- _DATASET SECTION_:

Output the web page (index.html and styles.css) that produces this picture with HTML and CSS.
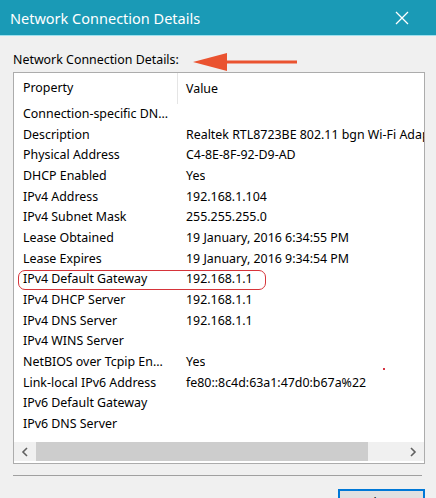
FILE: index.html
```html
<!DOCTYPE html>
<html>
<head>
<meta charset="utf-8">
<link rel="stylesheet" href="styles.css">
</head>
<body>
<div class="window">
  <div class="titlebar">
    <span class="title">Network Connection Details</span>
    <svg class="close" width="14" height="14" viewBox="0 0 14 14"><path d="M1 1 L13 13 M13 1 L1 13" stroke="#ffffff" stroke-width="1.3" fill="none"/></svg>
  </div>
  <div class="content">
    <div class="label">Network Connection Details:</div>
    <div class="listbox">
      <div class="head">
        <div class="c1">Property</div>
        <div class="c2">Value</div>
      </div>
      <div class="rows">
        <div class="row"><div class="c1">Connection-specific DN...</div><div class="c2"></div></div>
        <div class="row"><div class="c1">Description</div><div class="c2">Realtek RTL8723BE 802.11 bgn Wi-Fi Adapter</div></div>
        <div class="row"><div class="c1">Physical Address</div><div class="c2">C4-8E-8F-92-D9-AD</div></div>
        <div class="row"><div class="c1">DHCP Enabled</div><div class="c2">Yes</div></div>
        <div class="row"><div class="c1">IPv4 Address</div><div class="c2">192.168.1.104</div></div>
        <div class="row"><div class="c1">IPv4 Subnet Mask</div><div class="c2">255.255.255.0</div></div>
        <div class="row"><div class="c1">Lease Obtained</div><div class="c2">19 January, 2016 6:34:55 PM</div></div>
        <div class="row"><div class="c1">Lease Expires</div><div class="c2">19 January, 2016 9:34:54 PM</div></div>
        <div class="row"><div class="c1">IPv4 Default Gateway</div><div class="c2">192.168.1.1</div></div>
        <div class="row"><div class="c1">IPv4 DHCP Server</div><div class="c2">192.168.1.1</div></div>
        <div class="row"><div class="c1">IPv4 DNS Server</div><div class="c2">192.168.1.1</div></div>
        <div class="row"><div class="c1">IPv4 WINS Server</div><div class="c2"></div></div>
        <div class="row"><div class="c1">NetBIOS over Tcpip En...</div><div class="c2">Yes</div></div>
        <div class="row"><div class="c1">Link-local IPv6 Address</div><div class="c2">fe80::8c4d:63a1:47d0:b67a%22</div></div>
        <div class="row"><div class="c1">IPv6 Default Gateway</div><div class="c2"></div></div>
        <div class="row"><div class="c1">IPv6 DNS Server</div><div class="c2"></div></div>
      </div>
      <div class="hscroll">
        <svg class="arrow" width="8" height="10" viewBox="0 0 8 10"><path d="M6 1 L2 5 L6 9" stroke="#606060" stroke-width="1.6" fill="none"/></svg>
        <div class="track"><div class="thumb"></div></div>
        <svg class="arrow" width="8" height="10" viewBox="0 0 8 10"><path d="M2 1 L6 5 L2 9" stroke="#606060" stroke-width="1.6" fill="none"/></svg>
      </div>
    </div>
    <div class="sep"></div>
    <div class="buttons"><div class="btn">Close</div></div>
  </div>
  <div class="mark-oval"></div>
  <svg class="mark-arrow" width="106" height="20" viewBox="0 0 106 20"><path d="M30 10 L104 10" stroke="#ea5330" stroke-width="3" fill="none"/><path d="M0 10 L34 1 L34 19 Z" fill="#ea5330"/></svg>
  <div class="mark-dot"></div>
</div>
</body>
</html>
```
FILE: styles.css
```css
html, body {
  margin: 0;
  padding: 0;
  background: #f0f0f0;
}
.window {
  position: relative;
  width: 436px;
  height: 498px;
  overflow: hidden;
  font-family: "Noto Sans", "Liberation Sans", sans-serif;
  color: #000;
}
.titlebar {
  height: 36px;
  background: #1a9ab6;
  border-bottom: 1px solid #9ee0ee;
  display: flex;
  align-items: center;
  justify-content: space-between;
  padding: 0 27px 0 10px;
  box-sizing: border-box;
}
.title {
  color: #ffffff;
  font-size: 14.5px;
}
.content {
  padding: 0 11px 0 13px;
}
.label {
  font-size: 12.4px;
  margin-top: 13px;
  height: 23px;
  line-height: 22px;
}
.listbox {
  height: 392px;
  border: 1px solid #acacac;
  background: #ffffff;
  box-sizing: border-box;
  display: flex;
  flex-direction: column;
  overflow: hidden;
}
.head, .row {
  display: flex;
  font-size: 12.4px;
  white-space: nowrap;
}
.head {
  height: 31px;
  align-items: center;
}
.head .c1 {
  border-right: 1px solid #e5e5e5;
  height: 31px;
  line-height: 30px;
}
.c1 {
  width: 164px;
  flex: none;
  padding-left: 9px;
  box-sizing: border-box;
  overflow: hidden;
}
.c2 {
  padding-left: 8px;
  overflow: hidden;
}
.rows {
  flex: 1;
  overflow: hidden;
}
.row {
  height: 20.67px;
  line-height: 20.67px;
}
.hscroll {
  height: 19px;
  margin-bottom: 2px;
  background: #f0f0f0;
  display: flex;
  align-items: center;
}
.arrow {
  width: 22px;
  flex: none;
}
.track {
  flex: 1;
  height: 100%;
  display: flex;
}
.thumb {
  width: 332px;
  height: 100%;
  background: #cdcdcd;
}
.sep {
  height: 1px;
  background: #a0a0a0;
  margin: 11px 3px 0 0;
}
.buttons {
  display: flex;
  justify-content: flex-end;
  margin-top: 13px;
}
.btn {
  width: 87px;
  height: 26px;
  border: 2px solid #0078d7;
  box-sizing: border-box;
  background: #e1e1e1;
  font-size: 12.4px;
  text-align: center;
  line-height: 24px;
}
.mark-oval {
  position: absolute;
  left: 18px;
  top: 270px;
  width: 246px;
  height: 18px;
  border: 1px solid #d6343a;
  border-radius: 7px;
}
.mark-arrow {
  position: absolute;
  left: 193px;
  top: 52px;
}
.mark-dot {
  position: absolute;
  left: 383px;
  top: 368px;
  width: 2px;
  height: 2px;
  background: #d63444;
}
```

- _REQUIREMENT_:
Copy out the listing exactly as it stands, but not the pictures.

- _RESPONSE BELOW_:
Output the web page (index.html and styles.css) that produces this picture with HTML and CSS.
FILE: index.html
```html
<!DOCTYPE html>
<html>
<head>
<meta charset="utf-8">
<link rel="stylesheet" href="styles.css">
</head>
<body>
<div class="window">
  <div class="titlebar">
    <span class="title">Network Connection Details</span>
    <svg class="close" width="14" height="14" viewBox="0 0 14 14"><path d="M1 1 L13 13 M13 1 L1 13" stroke="#ffffff" stroke-width="1.3" fill="none"/></svg>
  </div>
  <div class="content">
    <div class="label">Network Connection Details:</div>
    <div class="listbox">
      <div class="head">
        <div class="c1">Property</div>
        <div class="c2">Value</div>
      </div>
      <div class="rows">
        <div class="row"><div class="c1">Connection-specific DN...</div><div class="c2"></div></div>
        <div class="row"><div class="c1">Description</div><div class="c2">Realtek RTL8723BE 802.11 bgn Wi-Fi Adapter</div></div>
        <div class="row"><div class="c1">Physical Address</div><div class="c2">C4-8E-8F-92-D9-AD</div></div>
        <div class="row"><div class="c1">DHCP Enabled</div><div class="c2">Yes</div></div>
        <div class="row"><div class="c1">IPv4 Address</div><div class="c2">192.168.1.104</div></div>
        <div class="row"><div class="c1">IPv4 Subnet Mask</div><div class="c2">255.255.255.0</div></div>
        <div class="row"><div class="c1">Lease Obtained</div><div class="c2">19 January, 2016 6:34:55 PM</div></div>
        <div class="row"><div class="c1">Lease Expires</div><div class="c2">19 January, 2016 9:34:54 PM</div></div>
        <div class="row"><div class="c1">IPv4 Default Gateway</div><div class="c2">192.168.1.1</div></div>
        <div class="row"><div class="c1">IPv4 DHCP Server</div><div class="c2">192.168.1.1</div></div>
        <div class="row"><div class="c1">IPv4 DNS Server</div><div class="c2">192.168.1.1</div></div>
        <div class="row"><div class="c1">IPv4 WINS Server</div><div class="c2"></div></div>
        <div class="row"><div class="c1">NetBIOS over Tcpip En...</div><div class="c2">Yes</div></div>
        <div class="row"><div class="c1">Link-local IPv6 Address</div><div class="c2">fe80::8c4d:63a1:47d0:b67a%22</div></div>
        <div class="row"><div class="c1">IPv6 Default Gateway</div><div class="c2"></div></div>
        <div class="row"><div class="c1">IPv6 DNS Server</div><div class="c2"></div></div>
      </div>
      <div class="hscroll">
        <svg class="arrow" width="8" height="10" viewBox="0 0 8 10"><path d="M6 1 L2 5 L6 9" stroke="#606060" stroke-width="1.6" fill="none"/></svg>
        <div class="track"><div class="thumb"></div></div>
        <svg class="arrow" width="8" height="10" viewBox="0 0 8 10"><path d="M2 1 L6 5 L2 9" stroke="#606060" stroke-width="1.6" fill="none"/></svg>
      </div>
    </div>
    <div class="sep"></div>
    <div class="buttons"><div class="btn">Close</div></div>
  </div>
  <div class="mark-oval"></div>
  <svg class="mark-arrow" width="106" height="20" viewBox="0 0 106 20"><path d="M30 10 L104 10" stroke="#ea5330" stroke-width="3" fill="none"/><path d="M0 10 L34 1 L34 19 Z" fill="#ea5330"/></svg>
  <div class="mark-dot"></div>
</div>
</body>
</html>
```
FILE: styles.css
```css
html, body {
  margin: 0;
  padding: 0;
  background: #f0f0f0;
}
.window {
  position: relative;
  width: 436px;
  height: 498px;
  overflow: hidden;
  font-family: "Noto Sans", "Liberation Sans", sans-serif;
  color: #000;
}
.titlebar {
  height: 36px;
  background: #1a9ab6;
  border-bottom: 1px solid #9ee0ee;
  display: flex;
  align-items: center;
  justify-content: space-between;
  padding: 0 27px 0 10px;
  box-sizing: border-box;
}
.title {
  color: #ffffff;
  font-size: 14.5px;
}
.content {
  padding: 0 11px 0 13px;
}
.label {
  font-size: 12.4px;
  margin-top: 13px;
  height: 23px;
  line-height: 22px;
}
.listbox {
  height: 392px;
  border: 1px solid #acacac;
  background: #ffffff;
  box-sizing: border-box;
  display: flex;
  flex-direction: column;
  overflow: hidden;
}
.head, .row {
  display: flex;
  font-size: 12.4px;
  white-space: nowrap;
}
.head {
  height: 31px;
  align-items: center;
}
.head .c1 {
  border-right: 1px solid #e5e5e5;
  height: 31px;
  line-height: 30px;
}
.c1 {
  width: 164px;
  flex: none;
  padding-left: 9px;
  box-sizing: border-box;
  overflow: hidden;
}
.c2 {
  padding-left: 8px;
  overflow: hidden;
}
.rows {
  flex: 1;
  overflow: hidden;
}
.row {
  height: 20.67px;
  line-height: 20.67px;
}
.hscroll {
  height: 19px;
  margin-bottom: 2px;
  background: #f0f0f0;
  display: flex;
  align-items: center;
}
.arrow {
  width: 22px;
  flex: none;
}
.track {
  flex: 1;
  height: 100%;
  display: flex;
}
.thumb {
  width: 332px;
  height: 100%;
  background: #cdcdcd;
}
.sep {
  height: 1px;
  background: #a0a0a0;
  margin: 11px 3px 0 0;
}
.buttons {
  display: flex;
  justify-content: flex-end;
  margin-top: 13px;
}
.btn {
  width: 87px;
  height: 26px;
  border: 2px solid #0078d7;
  box-sizing: border-box;
  background: #e1e1e1;
  font-size: 12.4px;
  text-align: center;
  line-height: 24px;
}
.mark-oval {
  position: absolute;
  left: 18px;
  top: 270px;
  width: 246px;
  height: 18px;
  border: 1px solid #d6343a;
  border-radius: 7px;
}
.mark-arrow {
  position: absolute;
  left: 193px;
  top: 52px;
}
.mark-dot {
  position: absolute;
  left: 383px;
  top: 368px;
  width: 2px;
  height: 2px;
  background: #d63444;
}
```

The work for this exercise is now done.